_SET EXERCISE_
Reproduce the lines of the material exactly, excluding every image.

_DATA EXCERPT_
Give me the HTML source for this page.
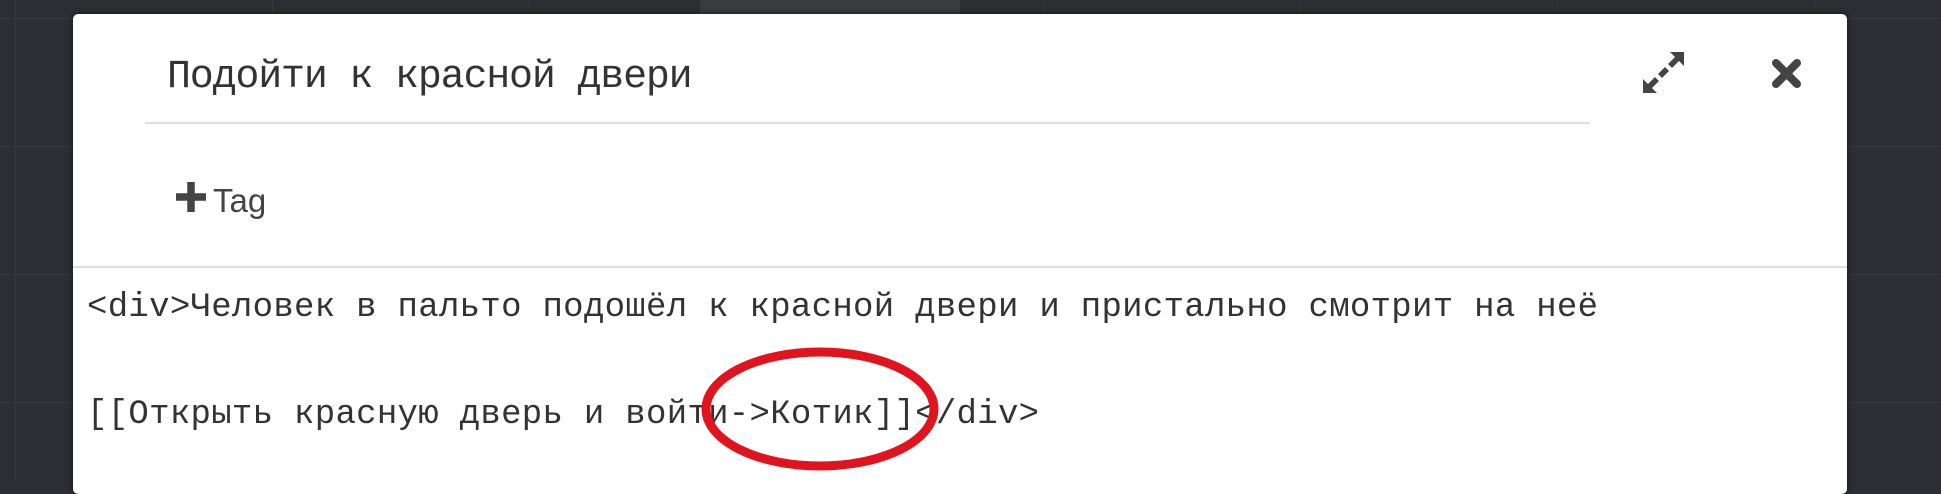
<!DOCTYPE html>
<html><head><meta charset="utf-8"><style>
body{margin:0;width:1941px;height:480px;overflow:hidden;background:#2d2e33;position:relative;font-family:"Liberation Sans",sans-serif}
.grid{position:absolute;inset:0;background-image:linear-gradient(#36373c 1px,transparent 1px),linear-gradient(90deg,#36373c 1px,transparent 1px);background-size:257px 128px;background-position:15px 18px}
.modal{position:absolute;left:73px;top:14px;width:1774px;height:480px;background:#fff;border-radius:5px;box-shadow:0 0 6px rgba(0,0,0,.6)}
.t{position:absolute;font-family:"Liberation Mono",monospace;color:#333;white-space:pre}
</style></head><body>
<div class="grid"></div>
<div style="position:absolute;left:700px;top:0;width:260px;height:14px;background:#3a3b40"></div>
<div class="modal">
<div class="t" style="left:94px;top:41px;font-size:40px;line-height:46px;letter-spacing:-1.2px">Подойти к красной двери</div>
<div style="position:absolute;left:72px;top:108px;width:1445px;height:2px;background:#ddd"></div>
<svg style="position:absolute;left:103px;top:168px" width="30" height="30" viewBox="0 0 28 28"><path d="M10.5 0h7v10.5H28v7H17.5V28h-7V17.5H0v-7h10.5z" fill="#444"/></svg>
<div style="position:absolute;left:140px;top:167px;font-size:33px;line-height:40px;color:#444">Tag</div>
<svg style="position:absolute;left:1570px;top:38px" width="41" height="41" viewBox="0 0 41 41"><g fill="#444"><path d="M27 0h14v14l-5-5-7 7-4-4 7-7z"/><path d="M0 41V27l5 5 7-7 4 4-7 7 5 5z"/><path d="M15 22l7-7 4 4-7 7z"/></g></svg>
<svg style="position:absolute;left:1698px;top:44px" width="31" height="31" viewBox="0 0 31 31"><path d="M5 5L26 26M26 5L5 26" stroke="#444" stroke-width="8" stroke-linecap="round"/></svg>
<div style="position:absolute;left:0;top:252px;width:1774px;height:2px;background:#ddd"></div>
<div class="t" style="left:14px;top:274px;font-size:34px;line-height:40px;letter-spacing:0.3px">&lt;div&gt;Человек в пальто подошёл к красной двери и пристально смотрит на неё</div>
<div class="t" style="left:14px;top:381px;font-size:34px;line-height:40px;letter-spacing:0.3px">[[Открыть красную дверь и войти-&gt;Котик]]&lt;/div&gt;</div>
</div>
<svg style="position:absolute;left:0;top:0" width="1941" height="480"><ellipse cx="820" cy="409" rx="114" ry="57" fill="none" stroke="#e0141e" stroke-width="9"/></svg>
</body></html>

_RESULT_
Give me the HTML source for this page.
<!DOCTYPE html>
<html><head><meta charset="utf-8"><style>
body{margin:0;width:1941px;height:480px;overflow:hidden;background:#2d2e33;position:relative;font-family:"Liberation Sans",sans-serif}
.grid{position:absolute;inset:0;background-image:linear-gradient(#36373c 1px,transparent 1px),linear-gradient(90deg,#36373c 1px,transparent 1px);background-size:257px 128px;background-position:15px 18px}
.modal{position:absolute;left:73px;top:14px;width:1774px;height:480px;background:#fff;border-radius:5px;box-shadow:0 0 6px rgba(0,0,0,.6)}
.t{position:absolute;font-family:"Liberation Mono",monospace;color:#333;white-space:pre}
</style></head><body>
<div class="grid"></div>
<div style="position:absolute;left:700px;top:0;width:260px;height:14px;background:#3a3b40"></div>
<div class="modal">
<div class="t" style="left:94px;top:41px;font-size:40px;line-height:46px;letter-spacing:-1.2px">Подойти к красной двери</div>
<div style="position:absolute;left:72px;top:108px;width:1445px;height:2px;background:#ddd"></div>
<svg style="position:absolute;left:103px;top:168px" width="30" height="30" viewBox="0 0 28 28"><path d="M10.5 0h7v10.5H28v7H17.5V28h-7V17.5H0v-7h10.5z" fill="#444"/></svg>
<div style="position:absolute;left:140px;top:167px;font-size:33px;line-height:40px;color:#444">Tag</div>
<svg style="position:absolute;left:1570px;top:38px" width="41" height="41" viewBox="0 0 41 41"><g fill="#444"><path d="M27 0h14v14l-5-5-7 7-4-4 7-7z"/><path d="M0 41V27l5 5 7-7 4 4-7 7 5 5z"/><path d="M15 22l7-7 4 4-7 7z"/></g></svg>
<svg style="position:absolute;left:1698px;top:44px" width="31" height="31" viewBox="0 0 31 31"><path d="M5 5L26 26M26 5L5 26" stroke="#444" stroke-width="8" stroke-linecap="round"/></svg>
<div style="position:absolute;left:0;top:252px;width:1774px;height:2px;background:#ddd"></div>
<div class="t" style="left:14px;top:274px;font-size:34px;line-height:40px;letter-spacing:0.3px">&lt;div&gt;Человек в пальто подошёл к красной двери и пристально смотрит на неё</div>
<div class="t" style="left:14px;top:381px;font-size:34px;line-height:40px;letter-spacing:0.3px">[[Открыть красную дверь и войти-&gt;Котик]]&lt;/div&gt;</div>
</div>
<svg style="position:absolute;left:0;top:0" width="1941" height="480"><ellipse cx="820" cy="409" rx="114" ry="57" fill="none" stroke="#e0141e" stroke-width="9"/></svg>
</body></html>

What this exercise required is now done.